Alguna vez lo he contado por aquí: mi madre es auxiliar del Servicio de Ayuda a Domicilio (SAD), una de esas mujeres precarizadas que entregan su cuerpo al cuidado de los otros. Mi madre, por su trabajo y por su propia mirada, es para mí una fuente inagotable de historias y desdicha. La mitad de nuestras conversaciones tienen que ver sobre las condiciones laborales de su profesión —por hablar alto y claro, ella, que trabaja siete horas y quince minutos al día cinco días a la semana cuidando a personas dependientes, apenas gana 800 euros, lejos de los 1080 del SMI—, de las mujeres que trabajan con ella y de las personas a las que cuida. Es difícil explicar para mí el dolor y la sensación de injusticia que me embargan cuando la escucho. Ella me habla, se desahoga conmigo y yo viajo hacia mi infancia y adolescencia cuando la rabia ante las injusticias del mundo me sacudía de tal manera y con tanta virulencia que tenía ese pensamiento ingenuo de que con la escritura, con los relatos verdaderos, se podía cambiar el mundo, sin saberlo entonces, ya concebía la escritura como activismo feminista.

Decía que mi madre me cuenta historias, historias de mujeres anónimas que no estarán, seguramente, el 8M en ninguna manifestación, que no pararán de trabajar, que pasarán el día como los otros 364 días del año: cuidando, agotadas, sobreviviendo. Mi madre será una de ellas y también estarán sus compañeras. Cuando mi madre llega a una casa nueva, a veces, si la persona que necesita los cuidados es muy dependiente, si sus familiares no están con ella o no pueden hacerse cargo, hay otra mujer con ella, una mujer interna que vive en la casa en condiciones de esclavitud: no tiene grilletes, pero no vive más allá de esas cuatro paredes, apenas libra una tarde a la semana, no se relaciona con nadie que no sea esa persona a la que cuida que, muchas veces, ni siquiera puede conversar, cobra una miseria, no está dada de alta en la seguridad social, vive en un limbo, al borde de la vida, han dejado atrás a sus hijos, a su familia, su país.

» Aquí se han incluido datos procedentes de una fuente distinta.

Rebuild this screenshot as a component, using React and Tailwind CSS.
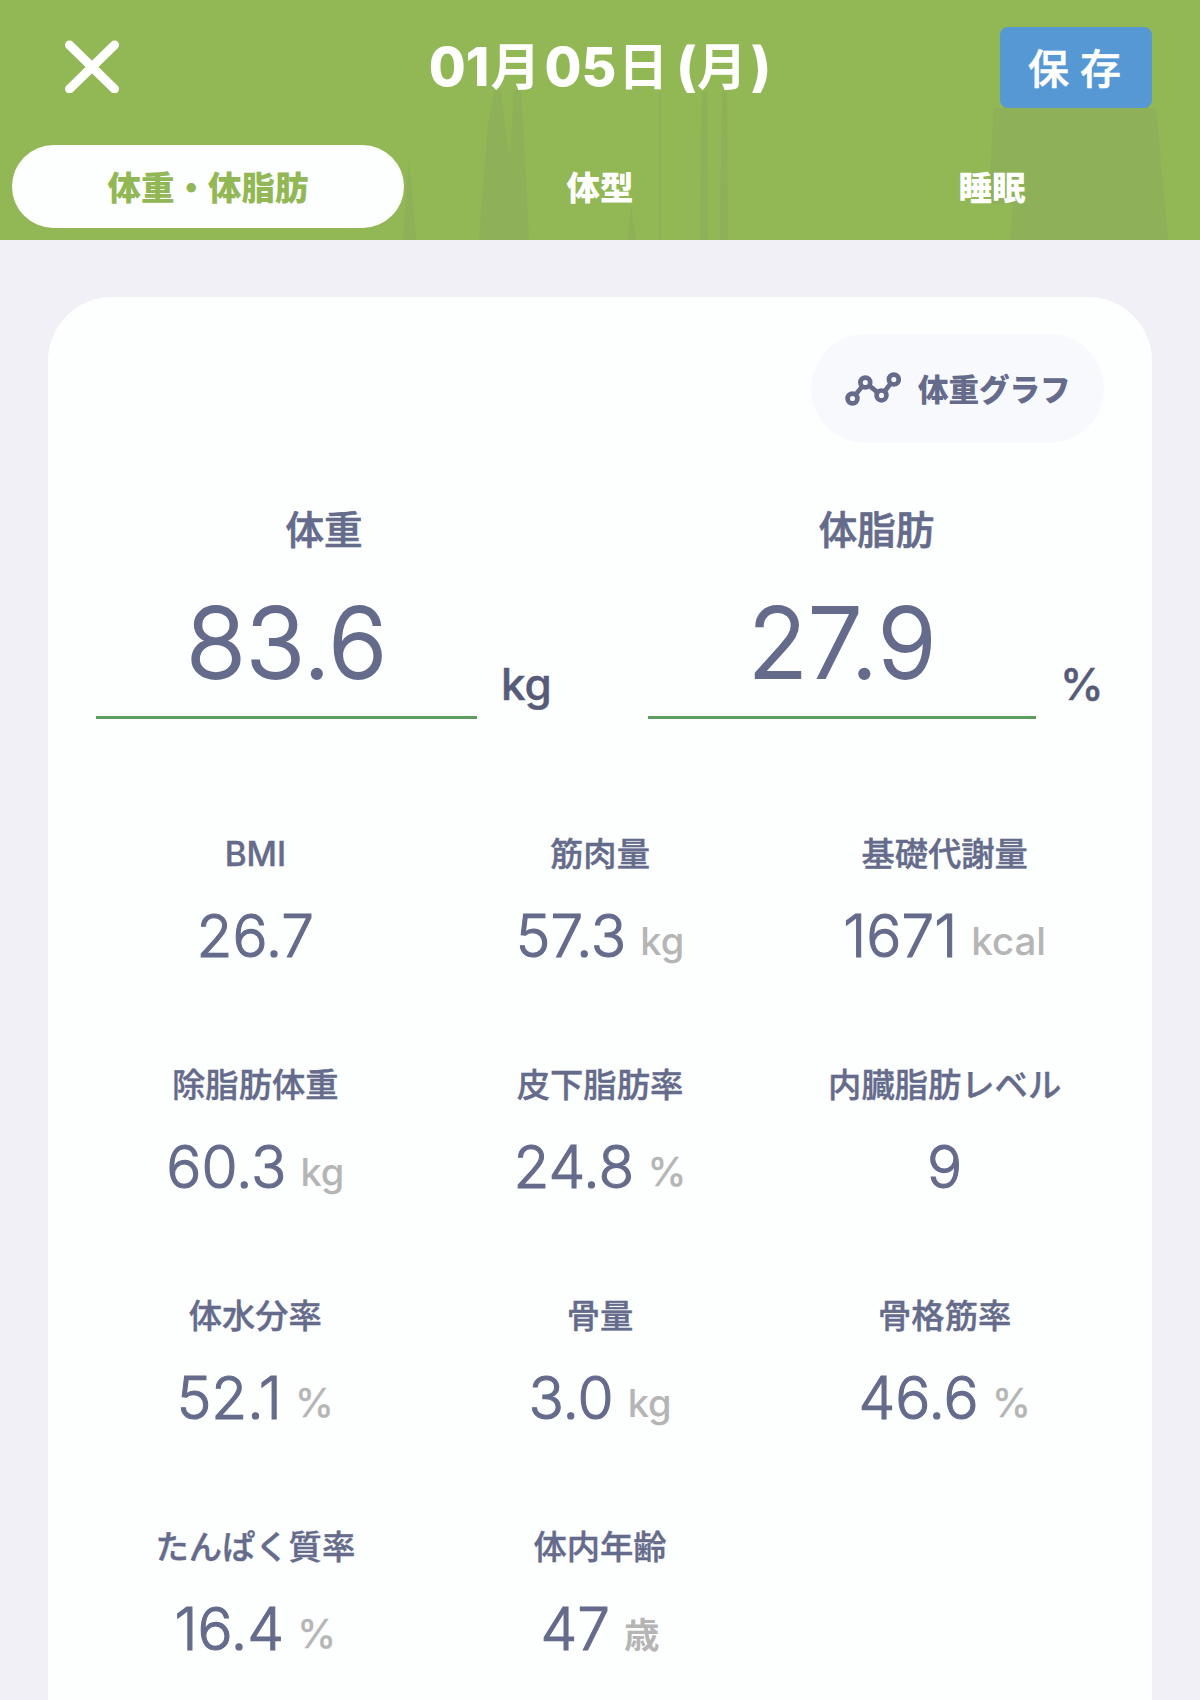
const metrics = [
  { label: "BMI", value: "26.7" },
  { label: "筋肉量", value: "57.3", unit: "kg" },
  { label: "基礎代謝量", value: "1671", unit: "kcal" },
  { label: "除脂肪体重", value: "60.3", unit: "kg" },
  { label: "皮下脂肪率", value: "24.8", unit: "%" },
  { label: "内臓脂肪レベル", value: "9" },
  { label: "体水分率", value: "52.1", unit: "%" },
  { label: "骨量", value: "3.0", unit: "kg" },
  { label: "骨格筋率", value: "46.6", unit: "%" },
  { label: "たんぱく質率", value: "16.4", unit: "%" },
  { label: "体内年齢", value: "47", unit: "歳" },
]

const tabs = ["体重・体脂肪", "体型", "睡眠"]

const unitStyles = {
  kg: "text-[38px] font-medium",
  kcal: "text-[38.5px] font-medium",
  "%": "text-[40px] font-normal [-webkit-text-stroke:0.4px] -ml-px",
  歳: "text-[35.5px] font-bold",
}

function CloseIcon() {
  return (
    <svg width="56" height="54" viewBox="0 0 56 54" fill="none" stroke="#fff" strokeWidth="9" strokeLinecap="round">
      <path d="M4.5 6 49.5 50M49.5 6 4.5 50" />
    </svg>
  )
}

function GraphIcon() {
  return (
    <svg width="56" height="34" viewBox="0 0 56 34" fill="none" stroke="#656b8b" strokeWidth="4.7">
      <circle cx="7.5" cy="26.5" r="4.9" />
      <circle cx="20.3" cy="10.5" r="4.9" />
      <circle cx="36.5" cy="23.4" r="4.9" />
      <circle cx="48.8" cy="7.5" r="4.9" />
      <path d="M10.6 22.6 17.2 14.4M24.2 13.6 32.6 20.3M39.6 19.5 45.7 11.4" />
    </svg>
  )
}

function HeaderTexture() {
  return (
    <svg className="absolute inset-0" width="1200" height="240" fill="#7f9c66" fillOpacity="0.25">
      <path d="M495 90 488 125 479 240H529L521 90H514L510 160 500 90Z" />
      <path d="M409 158 403 240H416ZM631 205 628 240H636ZM659 92H661V240H659ZM702 92H707L708 240H700ZM722 92H727L728 240H720Z" />
      <path d="M994 108H1156L1168 240H1010L1013 204H988Z" />
    </svg>
  )
}

function Header() {
  return (
    <header className="relative h-[240px] bg-[#92b755] text-white">
      <HeaderTexture />
      <div className="relative grid h-[145px] grid-cols-[1fr_auto_1fr] items-start px-12">
        <button className="mt-[39px] ml-[17px] justify-self-start">
          <CloseIcon />
        </button>
        <h1 className="mt-[35px] flex text-[53.5px] leading-[64px] font-extrabold whitespace-nowrap">
          <span>01</span>
          <span className="ml-px text-[50px] font-bold">月</span>
          <span className="ml-1">05</span>
          <span className="ml-0.5 text-[50px] font-bold">日</span>
          <span className="ml-2">(</span>
          <span className="text-[50px] font-bold">月</span>
          <span className="ml-1">)</span>
        </h1>
        <button className="mt-[27px] h-[81px] w-[152px] justify-self-end rounded-lg bg-[#5598d3] pl-2 text-[41px] leading-[84px] font-medium tracking-[11px] [-webkit-text-stroke:0.6px]">
          保存
        </button>
      </div>
      <nav className="relative grid grid-cols-3 px-3">
        {tabs.map((tab, i) => (
          <button
            key={tab}
            className={`h-[83px] rounded-full pt-1 text-[33.5px] font-black ${i === 0 ? "bg-[#fdfefe] text-[#92b755]" : "text-white"}`}
          >
            {tab}
          </button>
        ))}
      </nav>
    </header>
  )
}

function MainMetric({ label, value, unit, className, labelClass }) {
  return (
    <div className={`flex ${className}`}>
      <div className="flex grow flex-col items-center border-b-[3px] border-[#5c9c5e]">
        <span className={`text-[38.5px] leading-[52px] font-medium [-webkit-text-stroke:0.7px] ${labelClass}`}>{label}</span>
        <span className="mt-[27px] h-[143px] text-[98px] leading-[120px] font-light [-webkit-text-stroke:1.8px]">{value}</span>
      </div>
      <span className="ml-6 w-[52px] self-end pb-[10px] text-[44px] leading-[50px] font-medium text-[#555b78] [-webkit-text-stroke:0.5px]">{unit}</span>
    </div>
  )
}

function Metric({ label, value, unit }) {
  return (
    <div className="flex h-[231px] flex-col items-center">
      <span className="text-[33.3px] leading-[44px] font-medium [-webkit-text-stroke:0.4px]">{label}</span>
      <div className="mt-[25px] flex items-baseline gap-[14px] leading-[70px]">
        <span className="text-[58.5px] font-light [-webkit-text-stroke:1.1px]">{value}</span>
        {unit && <span className={`-translate-y-0.5 text-[#b5b5b5] ${unitStyles[unit]}`}>{unit}</span>}
      </div>
    </div>
  )
}

export default function App() {
  return (
    <div className="h-[1700px] w-[1200px] overflow-hidden bg-[#f0f0f6] font-[Inter,'Noto_Sans_CJK_JP',sans-serif] text-[#656b8b]">
      <Header />
      <main className="mx-12 mt-[57px] h-[1500px] rounded-t-[64px] bg-[#fdfefe] pt-[37px]">
        <div className="flex justify-end pr-12">
          <button className="flex h-[109px] w-[293px] items-center rounded-[56px] bg-[#f8f9fd] pl-[34px] text-[30.5px] font-black">
            <GraphIcon />
            <span className="ml-[17px] pt-0.5">体重グラフ</span>
          </button>
        </div>
        <section className="mt-[61px] flex h-[215px] pr-[40px] pl-12">
          <MainMetric label="体重" value="83.6" unit="kg" className="w-[457px]" labelClass="ml-[75px]" />
          <MainMetric label="体脂肪" value="27.9" unit="%" className="ml-[95px] w-[464px]" labelClass="ml-[69px]" />
        </section>
        <section className="mt-[113px] grid grid-cols-3 px-[35px]">
          {metrics.map((m) => (
            <Metric key={m.label} {...m} />
          ))}
        </section>
      </main>
    </div>
  )
}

Pienso mucho en esas mujeres, no han sido pocas, todas ellas procedentes de Latinoamérica, de Colombia y Ecuador, sobre todo. Mi madre las considera amigas de batalla mientras comparten casa y cuidados y yo intento imaginar cómo podrá ser sostener entre dos mujeres precarias la vida de otra mujer a la que la sociedad ha dado la espalda también. Cuando mi madre acaba su contrato temporal o cuando despiden a la mujer interna, la amistad se acaba y el relato de esa vida pequeña y de esa lucha se queda en mí. Algún día me gustaría ponerlos todos por escrito. Hoy me conformo con que esta semana, cuando vean unas mujeres con rostros malva en el periódico, cuando se crucen de camino a casa con muchachas portando pancartas en las manos, cuando alguien ponga en duda el feminismo, se acuerden de mi madre, se acuerden de todas las mujeres para las que esta semana será otra semana cualquiera. De todas nosotras va esto del feminismo.